The Spirit Participation Gap

An M-A tradition, spirit days are a way to build school spirit and unity. However, the buzz around campus at the beginning of this school year has surrounded the inequalities in student participation. Many complain about the lack of students dressed up. Others claim the themes were not advertised. Upperclassmen criticize sophomores and freshmen for not participating. If you talk to leadership students, the group in charge of organizing spirit days, you get varied responses.

Angela Chan, junior class co-president and leadership student, expressed the class’s efforts to find the most effective strategy to advertise spirit days to all students. When asked about what types of advertising are prioritized by leadership for spreading the word, she mentioned, “We are trying to get social media out to every grade.”

Chan went on to add that just last week, leadership appointed students from both the sophomore and freshman class to run social media accounts specifically focused on informing underclassmen of spirit days and other leadership run events. Chan added that a point of emphasis for social media representatives has been to, “follow everyone, not just their friends” on the various leadership run accounts to evenly spread the word about events across grade levels.

Students dressed up for Jersey Day. Credit: Heath Hooper / M-A Chronicle

Senior Abby Goudey, head of spirit days for leadership, had similar views on spirit day advertisement and participation. She too brought up the use of social media, specifically Instagram, to raise awareness among students of all grades, and referred to “informal” promotional videos on M-A Today being another tool leadership has found effective in advertising these events.

Despite being in charge of the organization and promotion of spirit days, Goudey acknowledged that many students don’t dress up. Factors she brought up that cause students not to participate were that many students “feel that school isn’t the place… to dress up, they [were not aware of] the dress up day, or didn’t have anything to wear.”

Goudey voiced that some of these issues are completely acceptable and unavoidable, but noted that leadership has made an effort to make spirit days more accessible to all students by making simpler themes such as color days, which do the same to unify the student body and promote school spirit.

But not all leadership students feel that spirit days do a good job of bridging the gap between M-A students. Junior Milo Yue shared that while he believes that leadership does do a sufficient job in advertising spirit days, the result is always the same people from the same groups dressing up, and that there is a “lack of a culture bridge” resulting from dress-up days. The reason behind this, he cited, was that the students in leadership are almost all from the same cultural background and that the class struggles to make “connections with students from other backgrounds.”

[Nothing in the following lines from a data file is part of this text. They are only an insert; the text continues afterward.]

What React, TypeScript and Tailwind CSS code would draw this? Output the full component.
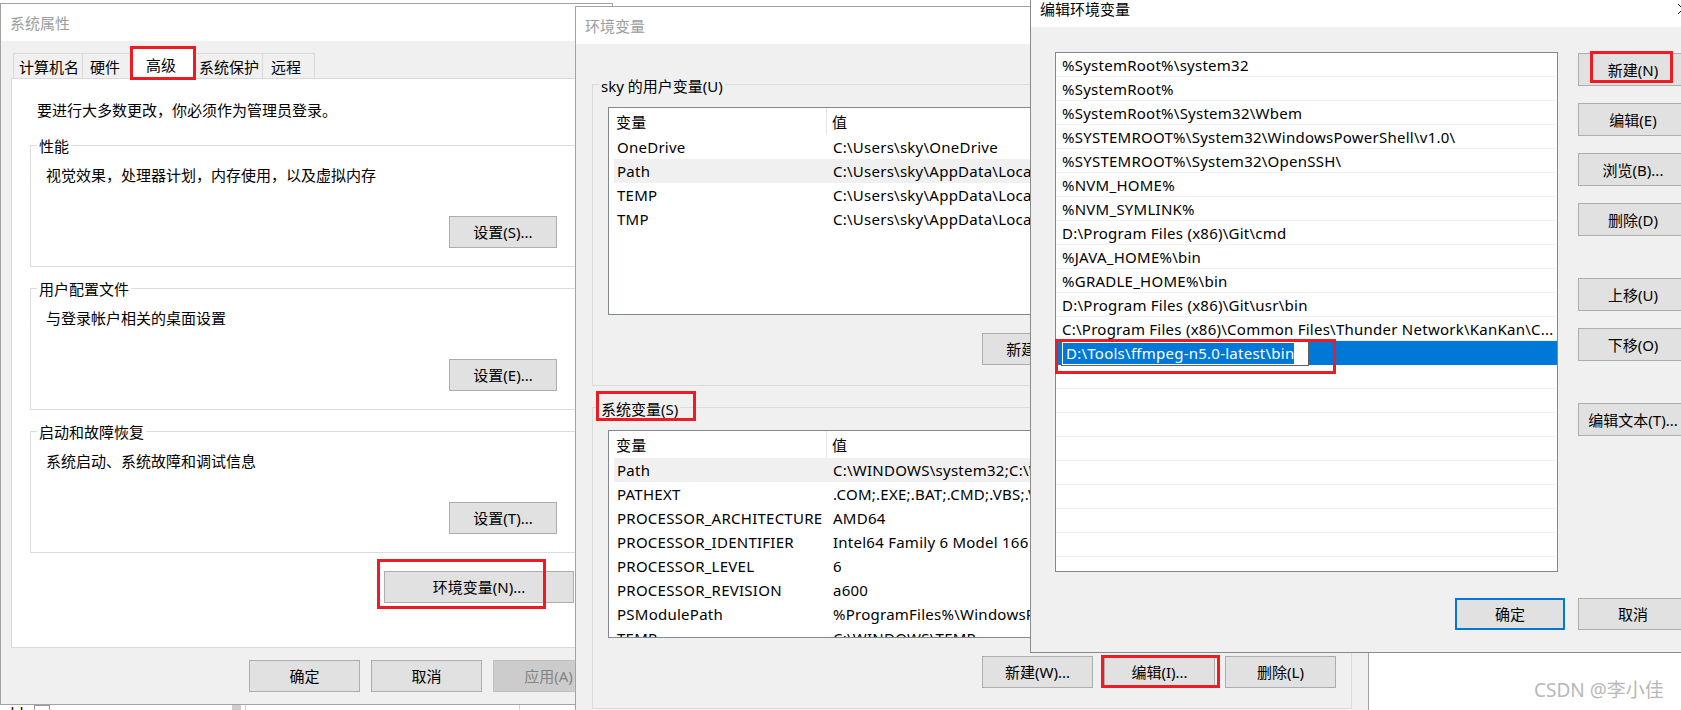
import React from 'react';

type Pair = [string, string];

const userVars: Pair[] = [
  ['OneDrive', 'C:\\Users\\sky\\OneDrive'],
  ['Path', 'C:\\Users\\sky\\AppData\\Local\\Microsoft\\WindowsApps;'],
  ['TEMP', 'C:\\Users\\sky\\AppData\\Local\\Temp'],
  ['TMP', 'C:\\Users\\sky\\AppData\\Local\\Temp'],
];

const systemVars: Pair[] = [
  ['Path', 'C:\\WINDOWS\\system32;C:\\WINDOWS;C:\\WINDOWS\\System32\\Wbem;'],
  ['PATHEXT', '.COM;.EXE;.BAT;.CMD;.VBS;.VBE;.JS;.JSE;.WSF;.WSH;.MSC'],
  ['PROCESSOR_ARCHITECTURE', 'AMD64'],
  ['PROCESSOR_IDENTIFIER', 'Intel64 Family 6 Model 166 Stepping 0, GenuineIntel'],
  ['PROCESSOR_LEVEL', '6'],
  ['PROCESSOR_REVISION', 'a600'],
  ['PSModulePath', '%ProgramFiles%\\WindowsPowerShell\\Modules;C:\\WINDOWS\\system32\\'],
  ['TEMP', 'C:\\WINDOWS\\TEMP'],
];

const pathEntries = [
  '%SystemRoot%\\system32',
  '%SystemRoot%',
  '%SystemRoot%\\System32\\Wbem',
  '%SYSTEMROOT%\\System32\\WindowsPowerShell\\v1.0\\',
  '%SYSTEMROOT%\\System32\\OpenSSH\\',
  '%NVM_HOME%',
  '%NVM_SYMLINK%',
  'D:\\Program Files (x86)\\Git\\cmd',
  '%JAVA_HOME%\\bin',
  '%GRADLE_HOME%\\bin',
  'D:\\Program Files (x86)\\Git\\usr\\bin',
  'C:\\Program Files (x86)\\Common Files\\Thunder Network\\KanKan\\C...',
];

const editingEntry = 'D:\\Tools\\ffmpeg-n5.0-latest\\bin';

interface BtnProps {
  label: string;
  className?: string;
  disabled?: boolean;
  isDefault?: boolean;
}

const WinButton: React.FC<BtnProps> = ({ label, className = '', disabled, isDefault }) => {
  const tone = disabled
    ? 'border border-[#bfbfbf] bg-[#cccccc] text-[#838383]'
    : isDefault
      ? 'border-2 border-[#0078d7] bg-[#e1e1e1] text-black'
      : 'border border-[#adadad] bg-[#e1e1e1] text-black';
  return (
    <div className={`flex shrink-0 items-center justify-center whitespace-nowrap ${tone} ${className}`}>
      {label}
    </div>
  );
};

// group box: border with the caption sitting on the top line
const GroupBox: React.FC<{ label: string; labelClass: string; className: string; children: React.ReactNode }> = ({
  label,
  labelClass,
  className,
  children,
}) => (
  <div className={`flex shrink-0 flex-col border border-[#dcdcdc] ${className}`}>
    <div className={`ml-[6px] w-fit px-[2px] leading-[20px] ${labelClass}`}>{label}</div>
    {children}
  </div>
);

const VarList: React.FC<{ rows: Pair[]; hot: number }> = ({ rows, hot }) => (
  <div className="ml-[15px] mt-[11px] flex h-[208px] w-[729px] shrink-0 flex-col overflow-hidden border border-[#828790] bg-white tracking-[0.25px]">
    <div className="ml-[5px] flex h-[27px] shrink-0">
      <div className="flex w-[213px] shrink-0 items-center border-r border-[#e5e5e5] pl-[2px]">变量</div>
      <div className="flex items-center pl-[5px]">值</div>
    </div>
    {rows.map(([k, v], i) => (
      <div
        key={k + i}
        className={`ml-[5px] flex h-[24px] shrink-0 items-center whitespace-nowrap ${i === hot ? 'bg-[#f0f0f0]' : ''}`}
      >
        <div className="w-[213px] shrink-0 pl-[3px]">{k}</div>
        <div className="pl-[6px]">{v}</div>
      </div>
    ))}
  </div>
);

function SystemProperties() {
  return (
    <div className="absolute left-0 top-[3px] flex h-[702px] w-[613px] flex-col border border-[#a3a3a3] bg-[#f0f0f0]">
      <div className="flex h-[37px] shrink-0 items-center bg-white pl-[9px] text-[#9d9d9d]">系统属性</div>

      {/* tabs */}
      <div className="flex h-[37px] shrink-0 items-end pl-[12px]">
        <div className="flex h-[25px] w-[70px] items-center border border-b-0 border-[#d9d9d9] pl-[5px] pt-[2px]">计算机名</div>
        <div className="flex h-[25px] w-[49px] items-center border border-b-0 border-l-0 border-[#d9d9d9] pl-[7px] pt-[2px]">硬件</div>
        <div className="relative z-10 -mx-[2px] -mb-px flex h-[31px] w-[66px] items-center border border-b-0 border-[#d9d9d9] bg-white pl-[15px] pt-[2px]">高级</div>
        <div className="flex h-[25px] w-[69px] items-center border border-b-0 border-l-0 border-[#d9d9d9] pl-[5px] pt-[2px]">系统保护</div>
        <div className="flex h-[25px] w-[52px] items-center border border-b-0 border-l-0 border-[#d9d9d9] pl-[8px] pt-[2px]">远程</div>
      </div>

      <div className="ml-[10px] flex h-[570px] w-[581px] shrink-0 flex-col border border-[#d9d9d9] bg-white">
        <div className="ml-[25px] mt-[21px]">要进行大多数更改，你必须作为管理员登录。</div>

        <GroupBox label="性能" labelClass="-mt-[10px] bg-white" className="ml-[18px] mt-[25px] h-[122px] w-[552px]">
          <div className="ml-[15px] mt-[9px]">视觉效果，处理器计划，内存使用，以及虚拟内存</div>
          <WinButton label="设置(S)..." className="mr-[24px] mt-[31px] h-[32px] w-[108px] self-end" />
        </GroupBox>

        <GroupBox label="用户配置文件" labelClass="-mt-[10px] bg-white" className="ml-[18px] mt-[21px] h-[122px] w-[552px]">
          <div className="ml-[15px] mt-[9px]">与登录帐户相关的桌面设置</div>
          <WinButton label="设置(E)..." className="mr-[24px] mt-[31px] h-[32px] w-[108px] self-end" />
        </GroupBox>

        <GroupBox label="启动和故障恢复" labelClass="-mt-[10px] bg-white" className="ml-[18px] mt-[21px] h-[122px] w-[552px]">
          <div className="ml-[15px] mt-[9px]">系统启动、系统故障和调试信息</div>
          <WinButton label="设置(T)..." className="mr-[24px] mt-[31px] h-[32px] w-[108px] self-end" />
        </GroupBox>

        <WinButton label="环境变量(N)..." className="ml-[372px] mt-[18px] h-[32px] w-[190px]" />
      </div>

      <div className="ml-[248px] mt-[12px] flex gap-[11px]">
        <WinButton label="确定" className="h-[32px] w-[111px]" />
        <WinButton label="取消" className="h-[32px] w-[111px]" />
        <WinButton label="应用(A)" disabled className="h-[32px] w-[111px]" />
      </div>
    </div>
  );
}

function EnvVariables() {
  return (
    <div className="absolute left-[575px] top-[6px] flex h-[730px] w-[794px] flex-col border border-[#a3a3a3] bg-[#f0f0f0]">
      <div className="flex h-[37px] shrink-0 items-center bg-white pl-[9px] text-[#9d9d9d]">环境变量</div>

      <GroupBox label="sky 的用户变量(U)" labelClass="-mt-[9px] bg-[#f0f0f0]" className="ml-[16px] mt-[40px] h-[302px] w-[760px]">
        <VarList rows={userVars} hot={1} />
        <div className="mr-[15px] mt-[18px] flex justify-end">
          <WinButton label="新建(N)..." className="h-[32px] w-[111px]" />
          <WinButton label="编辑(E)..." className="ml-[11px] h-[32px] w-[111px]" />
          <WinButton label="删除(D)" className="ml-[10px] h-[32px] w-[111px]" />
        </div>
      </GroupBox>

      <GroupBox label="系统变量(S)" labelClass="-mt-[9px] bg-[#f0f0f0]" className="ml-[16px] mt-[21px] h-[302px] w-[760px]">
        <VarList rows={systemVars} hot={0} />
        <div className="mr-[15px] mt-[18px] flex justify-end">
          <WinButton label="新建(W)..." className="h-[32px] w-[111px]" />
          <WinButton label="编辑(I)..." className="ml-[11px] h-[32px] w-[111px]" />
          <WinButton label="删除(L)" className="ml-[10px] h-[32px] w-[111px]" />
        </div>
      </GroupBox>
    </div>
  );
}

function EditEnvVariable() {
  const blanks = Array.from({ length: 9 }, (_, i) => i);
  return (
    <div className="absolute left-[1030px] top-[-10px] flex h-[663px] w-[677px] flex-col border border-[#8a8a8a] bg-[#f0f0f0]">
      <div className="flex h-[36px] shrink-0 items-center bg-white pl-[9px] text-black">
        <span>编辑环境变量</span>
        <div className="ml-auto flex h-full w-[46px] items-center justify-center">
          <svg width="10" height="10" viewBox="0 0 10 10" stroke="#111" strokeWidth="1">
            <path d="M0 0L10 10M10 0L0 10" />
          </svg>
        </div>
      </div>

      <div className="mt-[25px] flex items-start">
        <div className="ml-[24px] flex h-[520px] w-[503px] shrink-0 flex-col overflow-hidden border border-[#828790] bg-white tracking-[0.25px]">
          {pathEntries.map((p, i) => (
            <div key={i} className="flex h-[24px] shrink-0 items-center whitespace-nowrap border-b border-[#f0f0f0] pl-[6px]">
              {p}
            </div>
          ))}
          <div className="flex h-[24px] shrink-0 items-center bg-[#0078d7] pl-[5px]">
            <div className="flex h-[25px] w-[248px] items-center border border-[#5f5f5f] bg-white p-px">
              <span className="h-[21px] whitespace-nowrap bg-[#0078d7] pl-[3px] leading-[21px] text-white">{editingEntry}</span>
            </div>
          </div>
          {blanks.map(i => (
            <div key={'b' + i} className="h-[24px] shrink-0 border-b border-[#f0f0f0]" />
          ))}
        </div>

        <div className="ml-[20px] mt-px flex flex-col">
          <WinButton label="新建(N)" className="h-[33px] w-[110px]" />
          <WinButton label="编辑(E)" className="mt-[17px] h-[33px] w-[110px]" />
          <WinButton label="浏览(B)..." className="mt-[17px] h-[33px] w-[110px]" />
          <WinButton label="删除(D)" className="mt-[17px] h-[33px] w-[110px]" />
          <WinButton label="上移(U)" className="mt-[42px] h-[33px] w-[110px]" />
          <WinButton label="下移(O)" className="mt-[17px] h-[33px] w-[110px]" />
          <WinButton label="编辑文本(T)..." className="mt-[42px] h-[33px] w-[110px]" />
        </div>
      </div>

      <div className="ml-[424px] mt-[26px] flex">
        <WinButton label="确定" isDefault className="h-[32px] w-[110px]" />
        <WinButton label="取消" className="ml-[13px] h-[32px] w-[110px]" />
      </div>
    </div>
  );
}

export default function App() {
  return (
    <div className="relative h-[710px] w-[1681px] overflow-hidden bg-white font-['Noto_Sans','Noto_Sans_CJK_SC',sans-serif] text-[15px] leading-[20px] text-black">
      {/* strip of a window further behind, under 系统属性 */}
      <div className="absolute left-0 top-[705px] flex h-[5px] w-[575px] overflow-hidden">
        <span className="-mt-[3px] ml-[2px] leading-[20px]">eld</span>
        <div className="ml-[10px] h-[20px] w-[16px] border border-[#9a9a9a]" />
        <div className="ml-[182px] h-full w-[9px] bg-[#cdcdcd]" />
        <div className="ml-[4px] h-full w-[275px] border-l border-r border-[#d0d0d0]" />
      </div>

      <SystemProperties />
      <EnvVariables />
      <EditEnvVariable />

      {/* annotation boxes, drawn over all windows */}
      <div className="absolute z-30 left-[130px] top-[46px] h-[34px] w-[66px] border-[3px] border-[#ed1c24]" />
      <div className="absolute z-30 left-[377px] top-[559px] h-[50px] w-[169px] border-[3px] border-[#ed1c24]" />
      <div className="absolute z-30 left-[596px] top-[391px] h-[30px] w-[100px] border-[3px] border-[#ed1c24]" />
      <div className="absolute z-30 left-[1101px] top-[655px] h-[33px] w-[119px] border-[3px] border-[#ed1c24]" />
      <div className="absolute z-30 left-[1055px] top-[339px] h-[35px] w-[281px] border-[3px] border-[#ed1c24]" />
      <div className="absolute z-30 left-[1590px] top-[51px] h-[32px] w-[83px] border-[3px] border-[#ed1c24]" />

      <div className="absolute z-30 left-[1534px] top-[678px] text-[19px] leading-[24px] text-[#b8b8b8]">CSDN @李小佳</div>
    </div>
  );
}
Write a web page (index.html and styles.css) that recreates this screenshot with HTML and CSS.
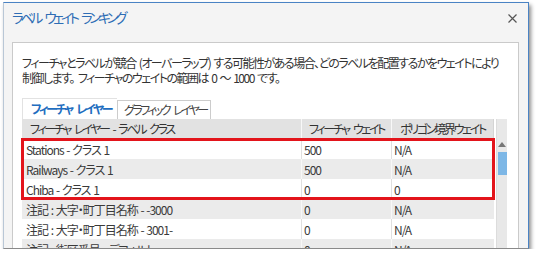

But Yue did state that the lack of participation is a school-wide issue, not the fault of the leadership class— “The school in general has trouble merging the student body.”

Yue also brought up that dressing up in theme takes effort, and that the leadership class can only do so much to motivate participation.

After talking to leadership students, one thing was clear: their ultimate goal is to promote school unity. All three used the words, “bridging the gap” when discussing the class’s motivation for organizing dress-up days and other spirit events. When discussing the motivation behind spirit events, Goudey explained leadership’s “aim to encourage as much of our student body as possible.”

While the level of participation for spirit days is not as high as leadership hopes, it’s clear that spirit days unite the student body to a certain degree.

On September 11th Michael Amaroso, head of student activities, sent out a school-wide email with an imbedded google form that gives students the opportunity to send in their own ideas for spirit day themes. Students interested in sharing their input should send in their ideas.